Task instructions — Go through the data below. Pull out every line that has the word "styles".

[Rows from a dataset of pages and code]
####################

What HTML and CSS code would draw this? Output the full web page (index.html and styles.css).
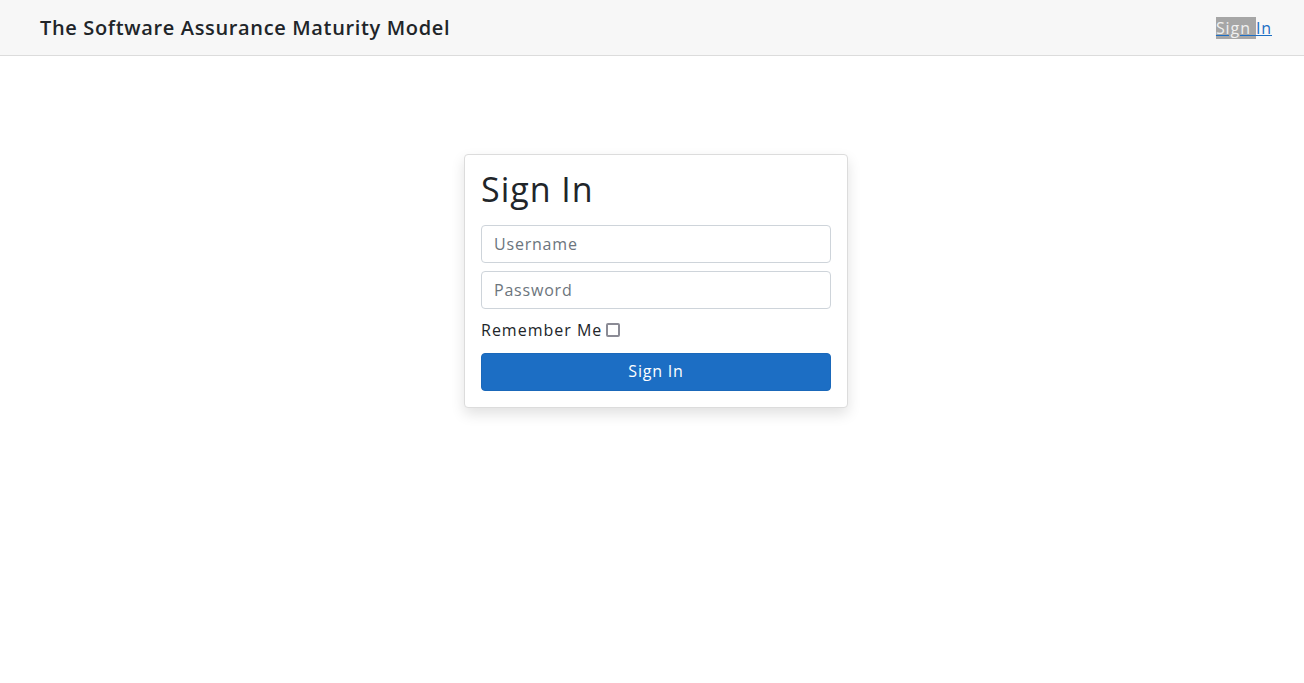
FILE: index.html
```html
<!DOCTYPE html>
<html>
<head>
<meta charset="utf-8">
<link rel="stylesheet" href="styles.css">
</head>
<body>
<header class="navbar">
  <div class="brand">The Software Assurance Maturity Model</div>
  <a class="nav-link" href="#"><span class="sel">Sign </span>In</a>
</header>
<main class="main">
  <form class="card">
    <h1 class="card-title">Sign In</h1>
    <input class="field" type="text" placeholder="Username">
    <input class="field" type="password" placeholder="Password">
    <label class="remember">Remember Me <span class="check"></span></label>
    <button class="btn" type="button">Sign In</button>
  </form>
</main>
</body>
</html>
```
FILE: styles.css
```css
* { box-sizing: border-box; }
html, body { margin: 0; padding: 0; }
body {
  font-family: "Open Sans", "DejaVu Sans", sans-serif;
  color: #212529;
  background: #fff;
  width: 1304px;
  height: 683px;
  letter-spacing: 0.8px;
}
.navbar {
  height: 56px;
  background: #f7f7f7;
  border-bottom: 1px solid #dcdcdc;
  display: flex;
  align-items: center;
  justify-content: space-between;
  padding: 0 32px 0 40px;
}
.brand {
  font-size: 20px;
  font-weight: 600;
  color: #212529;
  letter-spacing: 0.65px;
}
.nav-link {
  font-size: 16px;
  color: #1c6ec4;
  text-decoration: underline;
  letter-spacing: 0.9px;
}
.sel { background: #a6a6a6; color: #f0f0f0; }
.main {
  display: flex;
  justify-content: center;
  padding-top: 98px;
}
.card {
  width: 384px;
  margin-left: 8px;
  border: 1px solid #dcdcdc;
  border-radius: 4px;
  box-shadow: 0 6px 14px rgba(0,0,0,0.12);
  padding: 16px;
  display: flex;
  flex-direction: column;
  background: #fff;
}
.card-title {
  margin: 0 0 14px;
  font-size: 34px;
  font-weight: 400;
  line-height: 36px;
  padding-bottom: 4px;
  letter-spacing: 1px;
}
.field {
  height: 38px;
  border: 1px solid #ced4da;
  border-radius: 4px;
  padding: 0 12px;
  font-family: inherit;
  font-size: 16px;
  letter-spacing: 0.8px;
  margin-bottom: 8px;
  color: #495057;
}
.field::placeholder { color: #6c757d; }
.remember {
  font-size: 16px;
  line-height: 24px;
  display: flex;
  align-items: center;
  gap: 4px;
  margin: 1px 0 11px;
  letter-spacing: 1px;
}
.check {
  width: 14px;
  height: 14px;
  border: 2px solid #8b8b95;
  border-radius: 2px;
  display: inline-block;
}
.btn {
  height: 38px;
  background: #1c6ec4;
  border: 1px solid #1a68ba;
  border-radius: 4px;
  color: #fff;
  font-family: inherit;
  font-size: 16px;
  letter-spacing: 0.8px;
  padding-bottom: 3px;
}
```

####################

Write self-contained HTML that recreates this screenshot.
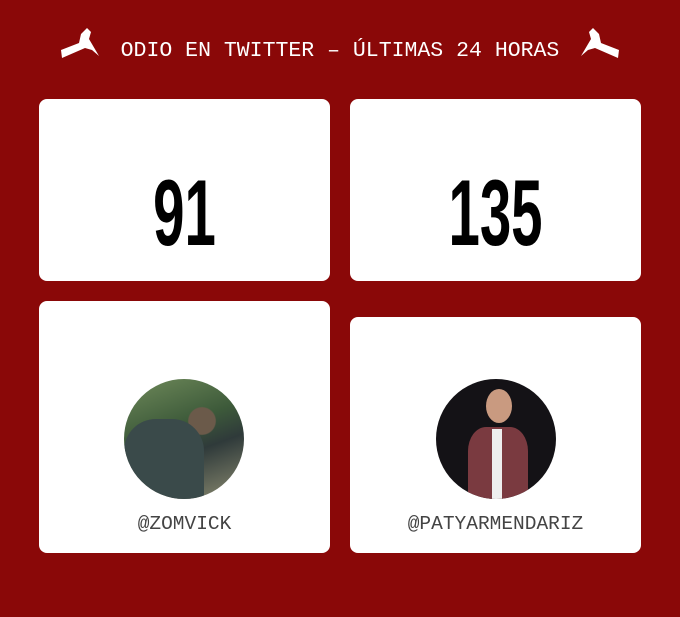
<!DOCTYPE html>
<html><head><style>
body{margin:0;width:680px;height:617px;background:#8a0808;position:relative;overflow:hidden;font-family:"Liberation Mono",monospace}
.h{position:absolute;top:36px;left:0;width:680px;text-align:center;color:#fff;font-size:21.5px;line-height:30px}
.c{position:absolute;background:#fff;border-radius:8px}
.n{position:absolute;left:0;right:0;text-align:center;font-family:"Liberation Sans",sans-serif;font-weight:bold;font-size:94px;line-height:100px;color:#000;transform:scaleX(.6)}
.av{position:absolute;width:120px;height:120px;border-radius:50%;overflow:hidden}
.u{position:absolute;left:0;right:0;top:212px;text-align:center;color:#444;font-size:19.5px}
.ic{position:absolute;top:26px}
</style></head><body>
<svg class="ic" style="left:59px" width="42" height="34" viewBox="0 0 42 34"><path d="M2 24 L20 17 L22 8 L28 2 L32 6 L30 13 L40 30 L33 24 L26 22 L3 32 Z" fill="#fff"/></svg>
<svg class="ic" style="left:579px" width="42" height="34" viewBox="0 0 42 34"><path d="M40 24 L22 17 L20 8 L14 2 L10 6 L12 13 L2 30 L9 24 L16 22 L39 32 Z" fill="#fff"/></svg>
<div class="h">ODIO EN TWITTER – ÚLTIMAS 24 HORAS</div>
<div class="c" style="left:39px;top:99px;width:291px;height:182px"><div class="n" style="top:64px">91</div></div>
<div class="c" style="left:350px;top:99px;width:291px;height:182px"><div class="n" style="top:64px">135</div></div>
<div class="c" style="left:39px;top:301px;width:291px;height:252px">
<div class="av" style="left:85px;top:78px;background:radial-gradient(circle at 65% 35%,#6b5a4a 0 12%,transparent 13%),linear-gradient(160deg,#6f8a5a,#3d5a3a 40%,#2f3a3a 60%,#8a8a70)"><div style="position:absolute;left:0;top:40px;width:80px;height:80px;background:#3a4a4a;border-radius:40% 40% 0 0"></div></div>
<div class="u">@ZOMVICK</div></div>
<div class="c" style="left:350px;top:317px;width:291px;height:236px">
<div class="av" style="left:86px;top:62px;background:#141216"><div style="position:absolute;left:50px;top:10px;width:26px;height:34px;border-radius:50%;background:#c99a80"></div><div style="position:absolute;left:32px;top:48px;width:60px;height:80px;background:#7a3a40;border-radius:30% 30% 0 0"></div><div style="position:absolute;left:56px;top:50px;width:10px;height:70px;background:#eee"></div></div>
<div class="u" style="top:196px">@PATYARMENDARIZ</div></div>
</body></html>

####################

Exercise output —
What HTML and CSS code would draw this? Output the full web page (index.html and styles.css).
<link rel="stylesheet" href="styles.css">
FILE: styles.css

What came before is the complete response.